Under Menzies, around 30 percent of all Commonwealth funds were set aside to promote owner-occupation of housing. Between 1945 and 1960 about 900,000 new dwellings were completed. Public housing was also sold to tenants at this time: between 1956 and 1963, the NSW Housing Commission sold 80 percent of all houses that it constructed. Australia built the highest home ownership rate in the world – growing from just over 50 percent of households in 1947 to 70 percent 14 years later.
This was a logical endeavour for a government in a capitalist society, and mirrored broader property relations while attempting to conceal the fact that a house provided no real stake in a system that centralised the ownership of society’s productive assets – agricultural land, mines, factories and office buildings etc. – in the hands of a minority, thereby denying the working majority any control over or ownership of the production of social goods.
So, in reality, a “stake in the country” was and remains a myth obscuring the fact that a basic human right – shelter – was made a commodity in the first place. Not only did that mean that whole sections of the population were without housing security. Not only did it mean that the majority became indebted for decades and, through interest payments to secure a modest home, underpinned bank profits.

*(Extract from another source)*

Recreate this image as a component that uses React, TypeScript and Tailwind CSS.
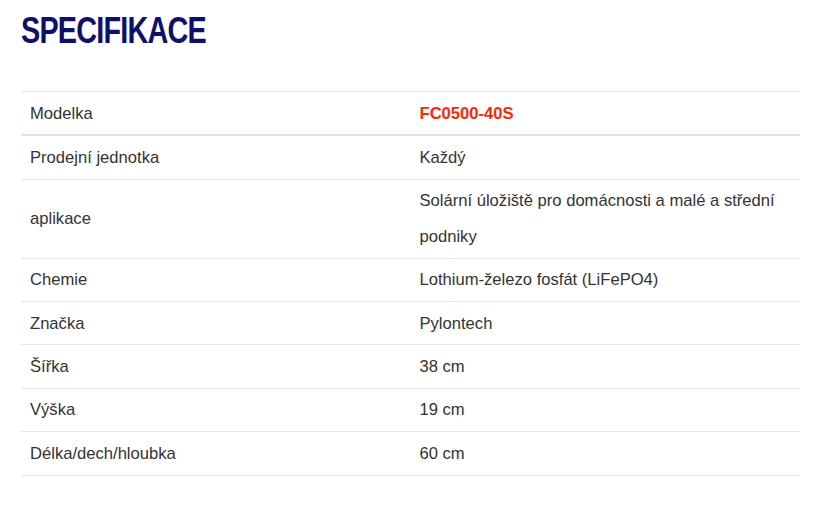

Over time, due to deliberate government policies, housing has become an investor paradise, allowing a small group to become tremendously wealthy at the expense of denying millions of people access to the very stake they were encouraged to desire.
The speculation has become so widespread, the exuberance so wild, that it now threatens a downturn that could rip the heart out of the broader economy. That might ruin a bunch of high end investors who have made a killing over the last decades. But the real devastation would be felt, as usual, among the ranks of the working class, who, in the worst case scenario, stand to lose, not just “assets”, but homes and livelihoods.
The answer to this gambling with our lives is not more schemes that pump billions of dollars into the private market to hold up demand – first-home buyer grants, tax incentives, cuts to stamp duty, release of cheap land for developers and so on. The government already provides $12 billion per year of indirect private housing subsidies (double the amount spent on social housing), which only help to further inflate prices. The National Centre for Social and Economic Modelling estimates that $7.7 billion in revenue is lost every year to negative gearing and the capital gains tax discount, which allow investors to write off investment property losses and reduce the tax they pay on investment property price rises. Overwhelmingly, these tax incentives benefit the wealthy.
These billions of dollars should, at a minimum, be captured and ploughed into public housing to guarantee every person not just a house, but a home for life – and the security that comes with it. Moreover, housing (along with health, education, water and utilities among other things) should be secured as a right, rather than a commodity accessible only to those with the funds to buy it.
This article draws on Ben Hillier’s article “Ordering Australian capitalism” in Marxist Left Review #11, summer 2016.